┌────────
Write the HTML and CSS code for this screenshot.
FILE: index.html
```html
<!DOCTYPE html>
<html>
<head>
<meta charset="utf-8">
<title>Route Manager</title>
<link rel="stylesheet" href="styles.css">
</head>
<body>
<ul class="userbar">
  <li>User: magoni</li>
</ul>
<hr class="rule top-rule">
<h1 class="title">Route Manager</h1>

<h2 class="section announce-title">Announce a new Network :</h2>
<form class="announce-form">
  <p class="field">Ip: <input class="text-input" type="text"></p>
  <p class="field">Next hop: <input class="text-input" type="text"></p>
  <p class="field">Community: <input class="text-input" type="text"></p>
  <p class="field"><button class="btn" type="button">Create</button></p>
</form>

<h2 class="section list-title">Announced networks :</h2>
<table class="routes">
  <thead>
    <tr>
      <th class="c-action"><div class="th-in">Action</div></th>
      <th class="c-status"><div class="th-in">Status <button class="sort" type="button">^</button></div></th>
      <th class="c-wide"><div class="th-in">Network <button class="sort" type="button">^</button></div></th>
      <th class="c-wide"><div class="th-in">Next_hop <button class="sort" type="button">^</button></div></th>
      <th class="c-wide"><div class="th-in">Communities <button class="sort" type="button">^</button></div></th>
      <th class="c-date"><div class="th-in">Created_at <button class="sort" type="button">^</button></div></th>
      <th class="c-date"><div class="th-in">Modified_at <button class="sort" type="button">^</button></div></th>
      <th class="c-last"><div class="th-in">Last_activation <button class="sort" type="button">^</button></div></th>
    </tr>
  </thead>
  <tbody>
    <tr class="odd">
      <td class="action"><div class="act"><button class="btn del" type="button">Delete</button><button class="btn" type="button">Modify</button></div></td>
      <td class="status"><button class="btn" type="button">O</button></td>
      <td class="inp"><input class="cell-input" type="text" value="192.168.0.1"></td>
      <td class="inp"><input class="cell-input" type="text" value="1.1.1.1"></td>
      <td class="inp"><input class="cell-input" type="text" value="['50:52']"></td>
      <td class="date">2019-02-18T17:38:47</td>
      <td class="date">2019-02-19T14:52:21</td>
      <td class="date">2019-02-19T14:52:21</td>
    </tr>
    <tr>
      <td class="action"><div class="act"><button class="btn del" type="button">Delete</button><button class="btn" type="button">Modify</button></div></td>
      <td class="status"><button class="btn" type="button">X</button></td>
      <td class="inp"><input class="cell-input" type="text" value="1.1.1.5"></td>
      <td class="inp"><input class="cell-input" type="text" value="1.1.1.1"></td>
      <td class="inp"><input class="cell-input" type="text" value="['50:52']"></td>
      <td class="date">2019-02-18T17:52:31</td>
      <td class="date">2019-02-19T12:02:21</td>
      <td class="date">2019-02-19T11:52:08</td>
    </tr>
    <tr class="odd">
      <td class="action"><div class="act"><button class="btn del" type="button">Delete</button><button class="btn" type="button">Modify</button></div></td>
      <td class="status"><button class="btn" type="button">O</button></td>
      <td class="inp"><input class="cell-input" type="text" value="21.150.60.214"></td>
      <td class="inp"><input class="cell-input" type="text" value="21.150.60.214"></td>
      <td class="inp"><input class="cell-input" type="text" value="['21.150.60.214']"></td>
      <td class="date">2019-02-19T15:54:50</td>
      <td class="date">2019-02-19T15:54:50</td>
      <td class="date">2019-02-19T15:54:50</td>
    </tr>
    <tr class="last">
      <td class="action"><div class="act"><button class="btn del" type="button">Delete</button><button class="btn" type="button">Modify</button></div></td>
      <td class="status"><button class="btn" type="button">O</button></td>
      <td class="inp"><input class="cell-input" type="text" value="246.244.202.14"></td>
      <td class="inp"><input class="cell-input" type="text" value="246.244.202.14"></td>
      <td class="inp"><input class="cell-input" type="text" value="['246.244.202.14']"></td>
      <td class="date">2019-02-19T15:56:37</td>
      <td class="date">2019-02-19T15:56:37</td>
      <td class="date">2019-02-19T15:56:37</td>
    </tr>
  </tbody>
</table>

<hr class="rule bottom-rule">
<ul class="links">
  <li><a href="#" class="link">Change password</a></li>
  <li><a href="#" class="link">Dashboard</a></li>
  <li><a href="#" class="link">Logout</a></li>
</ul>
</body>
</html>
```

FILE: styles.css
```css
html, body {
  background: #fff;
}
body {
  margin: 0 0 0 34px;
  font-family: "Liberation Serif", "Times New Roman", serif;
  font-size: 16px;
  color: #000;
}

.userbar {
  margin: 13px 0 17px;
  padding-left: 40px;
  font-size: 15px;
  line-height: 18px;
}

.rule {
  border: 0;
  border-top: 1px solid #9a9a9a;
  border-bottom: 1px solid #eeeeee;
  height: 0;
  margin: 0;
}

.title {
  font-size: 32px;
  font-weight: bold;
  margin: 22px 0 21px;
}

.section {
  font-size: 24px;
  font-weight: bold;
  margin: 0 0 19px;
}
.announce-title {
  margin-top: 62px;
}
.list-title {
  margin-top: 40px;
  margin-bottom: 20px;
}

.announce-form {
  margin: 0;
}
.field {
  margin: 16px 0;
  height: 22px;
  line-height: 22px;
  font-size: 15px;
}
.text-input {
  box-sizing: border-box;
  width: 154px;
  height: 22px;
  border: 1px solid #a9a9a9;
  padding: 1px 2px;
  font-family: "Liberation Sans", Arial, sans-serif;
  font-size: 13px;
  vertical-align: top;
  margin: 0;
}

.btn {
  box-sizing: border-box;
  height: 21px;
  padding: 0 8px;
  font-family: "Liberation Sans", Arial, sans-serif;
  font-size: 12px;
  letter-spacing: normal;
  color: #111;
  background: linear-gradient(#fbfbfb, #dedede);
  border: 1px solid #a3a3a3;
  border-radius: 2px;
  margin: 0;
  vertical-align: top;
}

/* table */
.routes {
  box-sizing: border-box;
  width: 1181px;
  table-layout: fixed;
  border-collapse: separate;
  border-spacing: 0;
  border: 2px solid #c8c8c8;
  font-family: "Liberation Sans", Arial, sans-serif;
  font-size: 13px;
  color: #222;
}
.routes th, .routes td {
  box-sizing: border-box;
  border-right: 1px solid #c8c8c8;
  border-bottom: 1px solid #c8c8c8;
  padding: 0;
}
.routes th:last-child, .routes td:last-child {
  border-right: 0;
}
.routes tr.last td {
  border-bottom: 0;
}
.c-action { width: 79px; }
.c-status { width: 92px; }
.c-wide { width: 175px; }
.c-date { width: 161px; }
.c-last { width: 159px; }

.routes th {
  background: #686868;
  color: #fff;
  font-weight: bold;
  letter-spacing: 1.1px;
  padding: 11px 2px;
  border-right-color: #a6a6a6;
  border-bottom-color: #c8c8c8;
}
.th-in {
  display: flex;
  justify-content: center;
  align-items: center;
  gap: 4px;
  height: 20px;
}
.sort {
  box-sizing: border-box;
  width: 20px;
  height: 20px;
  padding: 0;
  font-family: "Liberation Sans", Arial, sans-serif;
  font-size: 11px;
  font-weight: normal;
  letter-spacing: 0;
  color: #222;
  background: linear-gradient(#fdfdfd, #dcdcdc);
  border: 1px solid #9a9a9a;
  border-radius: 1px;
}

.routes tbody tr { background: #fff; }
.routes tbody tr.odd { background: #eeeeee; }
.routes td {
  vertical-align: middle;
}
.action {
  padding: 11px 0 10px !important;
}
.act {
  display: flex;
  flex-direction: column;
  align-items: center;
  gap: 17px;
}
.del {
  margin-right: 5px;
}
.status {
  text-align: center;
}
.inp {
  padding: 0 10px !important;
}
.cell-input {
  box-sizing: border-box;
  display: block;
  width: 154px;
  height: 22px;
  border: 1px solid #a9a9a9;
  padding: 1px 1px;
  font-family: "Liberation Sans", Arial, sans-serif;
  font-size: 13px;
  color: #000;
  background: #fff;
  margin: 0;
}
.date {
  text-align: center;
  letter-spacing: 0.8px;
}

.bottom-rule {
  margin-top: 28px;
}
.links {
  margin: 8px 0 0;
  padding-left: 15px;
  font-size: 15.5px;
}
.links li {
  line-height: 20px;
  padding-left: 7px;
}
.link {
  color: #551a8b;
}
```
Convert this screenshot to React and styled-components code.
└────────
Given request | Locate and copy each line in the data above that includes the word "screenshot".

Solution for this task |
Write the HTML and CSS code for this screenshot.
Convert this screenshot to React and styled-components code.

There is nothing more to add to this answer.